Hacked stablecoin Beanstalk seeks to borrow $77 million to revive itself
May 10, 2022, 11:40AM EDT · 1 min read
- The Beanstalk stablecoin hopes to raise $77 million in an over-the-counter loan from private investors.
- The team is aiming to recover from a large exploit in April that drained millions in funds.
The team behind the stablecoin Beanstalk is raising $77 million in an over-the-counter loan from private investors as it seeks to revive the project following a major hack last month.
On May 7, the Beanstalk DAO — the decentralized autonomous organization that oversees the project – approved a governance vote that enables the core team to borrow funds and use them to replenish the project. This will lead to the issuance of a new stablecoin token and, over time, the project will seek to pay back investors affected by the April 17 hack through the issuance of yet another token.
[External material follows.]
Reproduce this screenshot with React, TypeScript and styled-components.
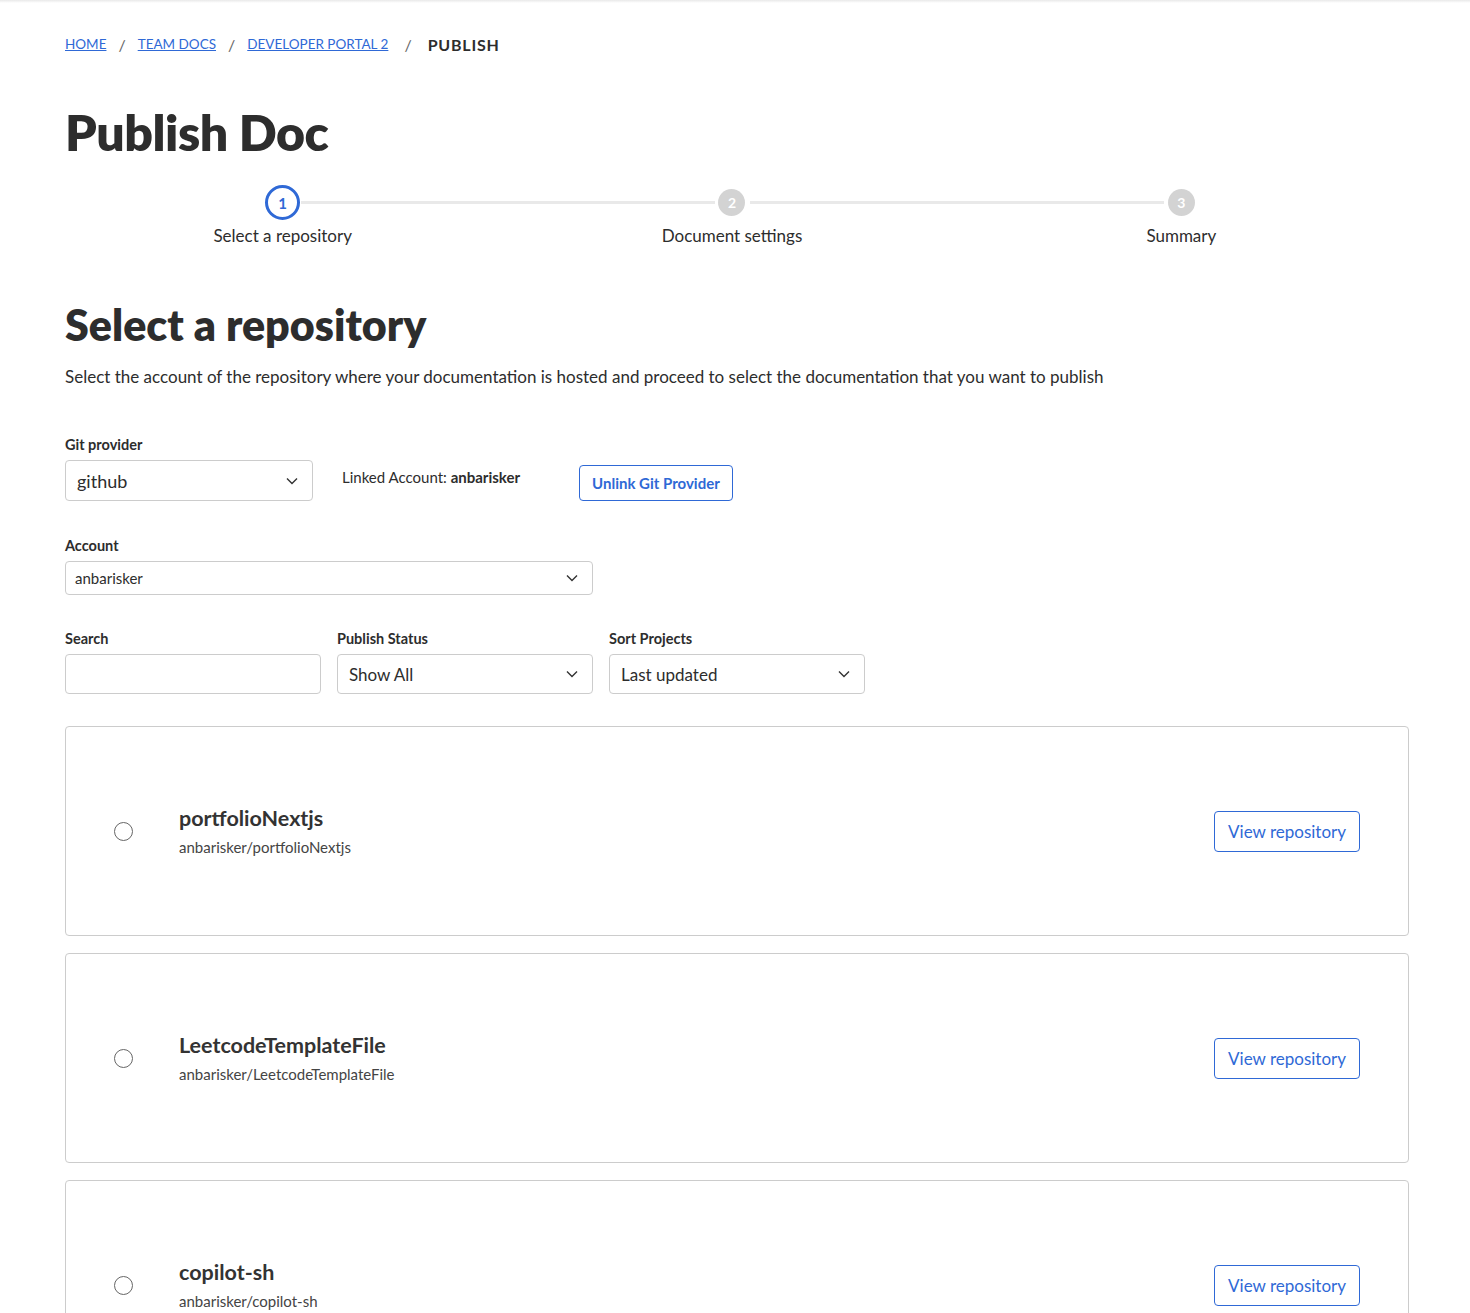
import styled, { createGlobalStyle } from "styled-components";

const GlobalStyle = createGlobalStyle`
  body {
    margin: 0;
    background: #ffffff;
    font-family: "Lato", "Noto Sans", sans-serif;
    color: #2d2d2d;
  }
  * { box-sizing: border-box; }
`;

const BLUE = "#2f69d6";

const repos = [
  { name: "portfolioNextjs", path: "anbarisker/portfolioNextjs" },
  { name: "LeetcodeTemplateFile", path: "anbarisker/LeetcodeTemplateFile" },
  { name: "copilot-sh", path: "anbarisker/copilot-sh" },
];

const steps = ["Select a repository", "Document settings", "Summary"];

const Chevron = () => (
  <svg width="12" height="8" viewBox="0 0 12 8">
    <polyline points="1,1.5 6,6.5 11,1.5" fill="none" stroke="#333" strokeWidth="1.4" />
  </svg>
);

const App = () => {
  return (
    <>
      <GlobalStyle />
      <TopShadow />
      <PageStyled>
        <BreadcrumbStyled>
          <a href="#">HOME</a>
          <Sep>/</Sep>
          <a href="#">TEAM DOCS</a>
          <Sep>/</Sep>
          <a href="#">DEVELOPER PORTAL 2</a>
          <Sep $wide>/</Sep>
          <strong>PUBLISH</strong>
        </BreadcrumbStyled>

        <TitleStyled>Publish Doc</TitleStyled>

        <StepperStyled>
          {steps.map((label, i) => (
            <StepStyled key={label} $first={i === 0}>
              <StepCircle $active={i === 0}>{i + 1}</StepCircle>
              <StepLabel>{label}</StepLabel>
            </StepStyled>
          ))}
        </StepperStyled>

        <SectionTitle>Select a repository</SectionTitle>
        <DescStyled>
          Select the account of the repository where your documentation is hosted and proceed to
          select the documentation that you want to publish
        </DescStyled>

        <FieldLabel $top={47}>Git provider</FieldLabel>
        <ProviderRow>
          <SelectBox $width={248} $height={41} $size={18}>
            <span>github</span>
            <Chevron />
          </SelectBox>
          <LinkedText>
            Linked Account: <b>anbarisker</b>
          </LinkedText>
          <UnlinkButton>Unlink Git Provider</UnlinkButton>
        </ProviderRow>

        <FieldLabel $top={36}>Account</FieldLabel>
        <SelectBox $width={528} $height={34} $size={15} $padLeft={9}>
          <span>anbarisker</span>
          <Chevron />
        </SelectBox>

        <FilterRow>
          <FilterCol>
            <FieldLabel>Search</FieldLabel>
            <SearchInput />
          </FilterCol>
          <FilterCol>
            <FieldLabel>Publish Status</FieldLabel>
            <SelectBox $width={256} $height={40} $size={17}>
              <span>Show All</span>
              <Chevron />
            </SelectBox>
          </FilterCol>
          <FilterCol>
            <FieldLabel>Sort Projects</FieldLabel>
            <SelectBox $width={256} $height={40} $size={17}>
              <span>Last updated</span>
              <Chevron />
            </SelectBox>
          </FilterCol>
        </FilterRow>

        <RepoList>
          {repos.map((r) => (
            <RepoCard key={r.name}>
              <Radio />
              <RepoInfo>
                <RepoName>{r.name}</RepoName>
                <RepoPath>{r.path}</RepoPath>
              </RepoInfo>
              <ViewButton>View repository</ViewButton>
            </RepoCard>
          ))}
        </RepoList>
      </PageStyled>
    </>
  );
};

export default App;

const TopShadow = styled.div`
  height: 3px;
  background: linear-gradient(#e9e9e9, #ffffff);
`;

const PageStyled = styled.div`
  padding: 30px 61px 0 65px;
`;

const BreadcrumbStyled = styled.nav`
  display: flex;
  align-items: center;
  font-size: 13.5px;
  height: 22px;
  a {
    color: ${BLUE};
    text-decoration: underline;
  }
  strong {
    font-weight: 700;
    font-size: 16px;
    color: #2d2d2d;
    letter-spacing: 0.8px;
  }
`;

const Sep = styled.span<{ $wide?: boolean }>`
  color: #666;
  margin: 0 ${({ $wide }) => ($wide ? 16 : 12)}px;
  font-size: 16px;
`;

const TitleStyled = styled.h1`
  margin: 47px 0 0;
  font-size: 50px;
  line-height: 60px;
  font-weight: 800;
  color: #2d2d2d;
  letter-spacing: -0.5px;
`;

const StepperStyled = styled.div`
  display: grid;
  grid-template-columns: repeat(3, 1fr);
  margin: 23px 0 0 -7px;
  width: 1348px;
`;

const StepStyled = styled.div<{ $first: boolean }>`
  position: relative;
  display: flex;
  flex-direction: column;
  align-items: center;
  &::before {
    content: "";
    display: ${({ $first }) => ($first ? "none" : "block")};
    position: absolute;
    top: 16px;
    left: calc(-50% + 18px);
    right: calc(50% + 17px);
    height: 3px;
    background: #e9e9e9;
  }
`;

const StepCircle = styled.div<{ $active: boolean }>`
  width: ${({ $active }) => ($active ? 35 : 27)}px;
  height: ${({ $active }) => ($active ? 35 : 27)}px;
  margin: ${({ $active }) => ($active ? 0 : 4)}px 0;
  border-radius: 50%;
  display: flex;
  align-items: center;
  justify-content: center;
  font-size: ${({ $active }) => ($active ? 15 : 14)}px;
  font-weight: 700;
  color: ${({ $active }) => ($active ? BLUE : "#ffffff")};
  background: ${({ $active }) => ($active ? "#ffffff" : "#d3d3d3")};
  border: ${({ $active }) => ($active ? `3px solid ${BLUE}` : "none")};
`;

const StepLabel = styled.div`
  margin-top: 5px;
  font-size: 17px;
  color: #2d2d2d;
`;

const SectionTitle = styled.h2`
  margin: 53px 0 0;
  font-size: 43px;
  line-height: 52px;
  font-weight: 800;
  color: #2d2d2d;
`;

const DescStyled = styled.p`
  margin: 14px 0 0;
  font-size: 17px;
  line-height: 24px;
  color: #2d2d2d;
`;

const FieldLabel = styled.div<{ $top?: number }>`
  margin-top: ${({ $top }) => $top ?? 0}px;
  margin-bottom: 7px;
  font-size: 14.5px;
  font-weight: 700;
  color: #2d2d2d;
`;

const ProviderRow = styled.div`
  display: flex;
  align-items: flex-start;
`;

const SelectBox = styled.div<{ $width: number; $height: number; $size: number; $padLeft?: number }>`
  width: ${({ $width }) => $width}px;
  height: ${({ $height }) => $height}px;
  border: 1px solid #cccccc;
  border-radius: 4px;
  display: flex;
  align-items: center;
  justify-content: space-between;
  padding: 0 14px 0 ${({ $padLeft }) => $padLeft ?? 11}px;
  font-size: ${({ $size }) => $size}px;
  color: #2d2d2d;
  background: #ffffff;
`;

const LinkedText = styled.div`
  margin: 8px 0 0 29px;
  font-size: 15px;
  color: #2d2d2d;
  b {
    font-weight: 700;
  }
`;

const UnlinkButton = styled.button`
  margin: 5px 0 0 59px;
  height: 36px;
  padding: 0 12px;
  border: 1px solid ${BLUE};
  border-radius: 4px;
  background: #ffffff;
  color: ${BLUE};
  font-family: inherit;
  font-size: 15px;
  font-weight: 700;
  cursor: pointer;
`;

const FilterRow = styled.div`
  display: flex;
  gap: 16px;
  margin-top: 35px;
`;

const FilterCol = styled.div`
  display: flex;
  flex-direction: column;
`;

const SearchInput = styled.input`
  width: 256px;
  height: 40px;
  border: 1px solid #cccccc;
  border-radius: 4px;
  font-family: inherit;
  font-size: 16px;
  padding: 0 10px;
`;

const RepoList = styled.div`
  display: flex;
  flex-direction: column;
  gap: 17px;
  margin-top: 32px;
`;

const RepoCard = styled.div`
  height: 210px;
  border: 1px solid #cccccc;
  border-radius: 4px;
  display: flex;
  align-items: center;
  padding: 0 48px 0 48px;
`;

const Radio = styled.span`
  width: 19px;
  height: 19px;
  border-radius: 50%;
  border: 1.3px solid #666666;
  flex-shrink: 0;
`;

const RepoInfo = styled.div`
  flex: 1;
  margin-left: 46px;
  margin-top: -2px;
`;

const RepoName = styled.div`
  font-size: 21.5px;
  font-weight: 700;
  color: #333333;
  line-height: 28px;
`;

const RepoPath = styled.div`
  font-size: 15px;
  color: #444444;
  margin-top: 6px;
`;

const ViewButton = styled.button`
  height: 41px;
  padding: 0 13px;
  border: 1px solid ${BLUE};
  border-radius: 4px;
  background: #ffffff;
  color: ${BLUE};
  font-family: inherit;
  font-size: 17px;
  cursor: pointer;
`;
According to the proposal, the team plans to issue a new token to OTC lenders, claiming that it will pay out a 500% yield until the loan is fully repaid. It's unclear who might lend money to Beanstalk.
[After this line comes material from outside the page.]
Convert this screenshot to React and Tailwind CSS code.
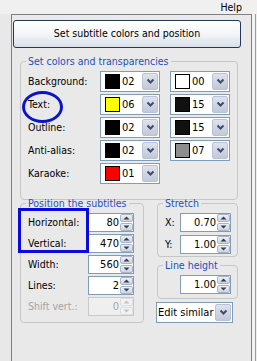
const font = { fontFamily: '"DejaVu Sans Condensed", "DejaVu Sans", sans-serif' }

function Chevron() {
  return (
    <svg width="9" height="7" viewBox="0 0 9 7">
      <path d="M1.5 1.5 L4.5 4.5 L7.5 1.5" fill="none" stroke="#3c4d6e" strokeWidth="2" />
    </svg>
  )
}

function DropButton() {
  return (
    <div className="w-[16px] my-[1px] mr-[1px] rounded-[2px] border border-[#b9c2d6] bg-gradient-to-b from-[#dfe3ee] to-[#c3c8d8] flex items-center justify-center">
      <Chevron />
    </div>
  )
}

function ColorCombo({ color, value }) {
  return (
    <div className="w-[60px] h-[21px] border border-[#7f9db9] bg-white flex">
      <div className="flex items-center flex-1">
        <div className="w-[15px] h-[15px] border border-black ml-[4px]" style={{ background: color }} />
        <span className="ml-[2px] text-[11px] text-black leading-none">{value}</span>
      </div>
      <DropButton />
    </div>
  )
}

function Arrow({ up, disabled }) {
  const c = disabled ? '#c4c4c4' : '#2f3d58'
  return (
    <svg width="7" height="4" viewBox="0 0 7 4">
      {up ? <path d="M0.5 3.5 L3.5 0.5 L6.5 3.5 Z" fill={c} /> : <path d="M0.5 0.5 L3.5 3.5 L6.5 0.5 Z" fill={c} />}
    </svg>
  )
}

function Spin({ value, width = 'w-[46px]', disabled }) {
  const btn = disabled
    ? 'border-[#dedede] bg-[#f2f2f2]'
    : 'border-[#aab4c8] bg-gradient-to-b from-[#eef0f5] to-[#cdd3df]'
  return (
    <div className={`${width} h-[19px] border flex ${disabled ? 'border-[#c9c9c9] bg-[#efefef]' : 'border-[#7f9db9] bg-white'}`}>
      <span className={`flex-1 text-right pr-[1px] text-[11px] leading-[17px] ${disabled ? 'text-[#a8a8a8]' : 'text-black'}`}>{value}</span>
      <div className="w-[13px] flex flex-col gap-[1px]">
        <div className={`flex-1 rounded-[2px] border flex items-center justify-center ${btn}`}>
          <Arrow up disabled={disabled} />
        </div>
        <div className={`flex-1 rounded-[2px] border flex items-center justify-center ${btn}`}>
          <Arrow disabled={disabled} />
        </div>
      </div>
    </div>
  )
}

function Group({ title, className, children }) {
  return (
    <fieldset className={`border border-[#c6c6c6] rounded-[4px] ${className}`}>
      <legend className="ml-[5px] px-[2px] text-[#1f4fc0] leading-[12px]">{title}</legend>
      {children}
    </fieldset>
  )
}

const colorRows = [
  { label: 'Background:', a: ['#000000', '02'], b: ['#ffffff', '00'] },
  { label: 'Text:', a: ['#ffff00', '06'], b: ['#111111', '15'] },
  { label: 'Outline:', a: ['#000000', '02'], b: ['#111111', '15'] },
  { label: 'Anti-alias:', a: ['#000000', '02'], b: ['#8e8e8e', '07'] },
  { label: 'Karaoke:', a: ['#ff0000', '01'] },
]

const posRows = [
  { label: 'Horizontal:', value: '80' },
  { label: 'Vertical:', value: '470' },
  { label: 'Width:', value: '560' },
  { label: 'Lines:', value: '2' },
  { label: 'Shift vert.:', value: '0', disabled: true },
]

export default function App() {
  return (
    <div className="relative w-[257px] h-[361px] overflow-hidden bg-[#e8e8e8] text-[10.5px] text-black" style={font}>
      <div className="h-[14px] bg-[#f0f0f0] flex items-center justify-end pr-[15px] leading-none">Help</div>

      <div className="flex">
        <div className="w-[11px]" />
        <div className="w-[241px] h-[347px] border-l border-t border-r border-[#808080] bg-[#e9e9e9]">
          <button className="mt-[5px] ml-[1px] w-[228px] h-[28px] rounded-[3px] border border-[#22385a] bg-gradient-to-b from-white via-[#f3f5f8] to-[#d9e0ea] text-black">
            Set subtitle colors and position
          </button>

          <Group title="Set colors and transparencies" className="mt-[7px] ml-[8px] w-[218px] pb-[15px]">
            <div className="pt-[4px] pl-[7px] flex flex-col gap-[2px]">
              {colorRows.map((r) => (
                <div key={r.label} className="h-[21px] flex items-center">
                  <span className="w-[72px]">{r.label}</span>
                  <ColorCombo color={r.a[0]} value={r.a[1]} />
                  {r.b && (
                    <div className="ml-[10px]">
                      <ColorCombo color={r.b[0]} value={r.b[1]} />
                    </div>
                  )}
                </div>
              ))}
            </div>
          </Group>

          <div className="-mt-[3px] ml-[8px] flex">
            <Group title="Position the subtitles" className="w-[124px] pb-[6px]">
              <div className="pt-[4px] pl-[7px] flex flex-col gap-[2px]">
                {posRows.map((r) => (
                  <div key={r.label} className="h-[19px] flex items-center">
                    <span className={`w-[60px] ${r.disabled ? 'text-[#a6a6a6]' : ''}`}>{r.label}</span>
                    <Spin value={r.value} disabled={r.disabled} />
                  </div>
                ))}
              </div>
            </Group>

            <div className="ml-[12px] w-[82px] flex flex-col">
              <Group title="Stretch" className="ml-[1px] w-[81px] pb-[2px]">
                <div className="pt-[4px] pl-[7px] flex flex-col gap-[3px]">
                  <div className="h-[19px] flex items-center">
                    <span className="w-[15px]">X:</span>
                    <Spin value="0.70" width="w-[51px]" />
                  </div>
                  <div className="h-[19px] flex items-center">
                    <span className="w-[15px]">Y:</span>
                    <Spin value="1.00" width="w-[51px]" />
                  </div>
                </div>
              </Group>

              <Group title="Line height" className="mt-[2px] ml-[1px] w-[81px] pb-[4px]">
                <div className="pt-[4px] pl-[22px]">
                  <Spin value="1.00" width="w-[51px]" />
                </div>
              </Group>

              <div className="mt-[3px] w-[77px] h-[21px] border border-[#7f9db9] bg-white flex">
                <span className="flex-1 pl-[1px] text-[11px] leading-[19px]">Edit similar</span>
                <DropButton />
              </div>
            </div>
          </div>
        </div>
        <div className="w-[5px] h-[347px] flex">
          <div className="w-[3px] bg-[#f3f3f3]" />
          <div className="w-[1px] bg-[#9a9a9a]" />
          <div className="w-[1px] bg-[#eeeeee]" />
        </div>
      </div>

      <div className="absolute left-[22px] top-[91px] w-[41px] h-[32px] rounded-[50%] border-[3px] border-[#0a14c8]" />
      <div className="absolute left-[18px] top-[208px] w-[71px] h-[45px] border-[3px] border-[#0a0ae0]" />
    </div>
  )
}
The project’s founder Publius said in a Monday ask-me-anything announcement that the debt capital will go to whoever was affected by last month’s attack, which saw $182 million in various crypto assets stolen. After freezing and burning all of their own hacked stablecoins, the Beanstalk team has calculated it needs $77 million to reimburse losses incurred by investors.
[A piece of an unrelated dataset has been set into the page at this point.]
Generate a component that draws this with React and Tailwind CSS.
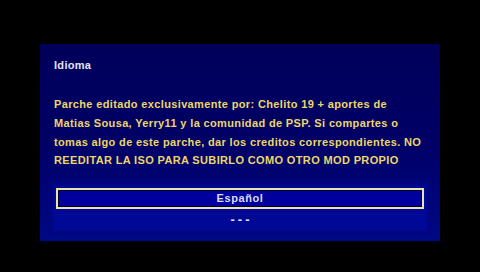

The attempted fundraising comes as woes at Terra’s algorithmic stablecoin, TerraUSD (UST), drew attention to the market. UST lost its peg to the dollar on Monday, dropping as low as $0.61 before recovering to $0.90 as of the time of writing.
As opposed to algorithmic stablecoins or those that rely on collateral, Beanstalk used loans to back its value and investors would invest in Beanstalk debt assets known as “pods.” The pods function like time-vested bonds paying a high annual interest in Beanstalk's native stablecoin Bean.
Beanstalk didn't immediately respond to a request for comment.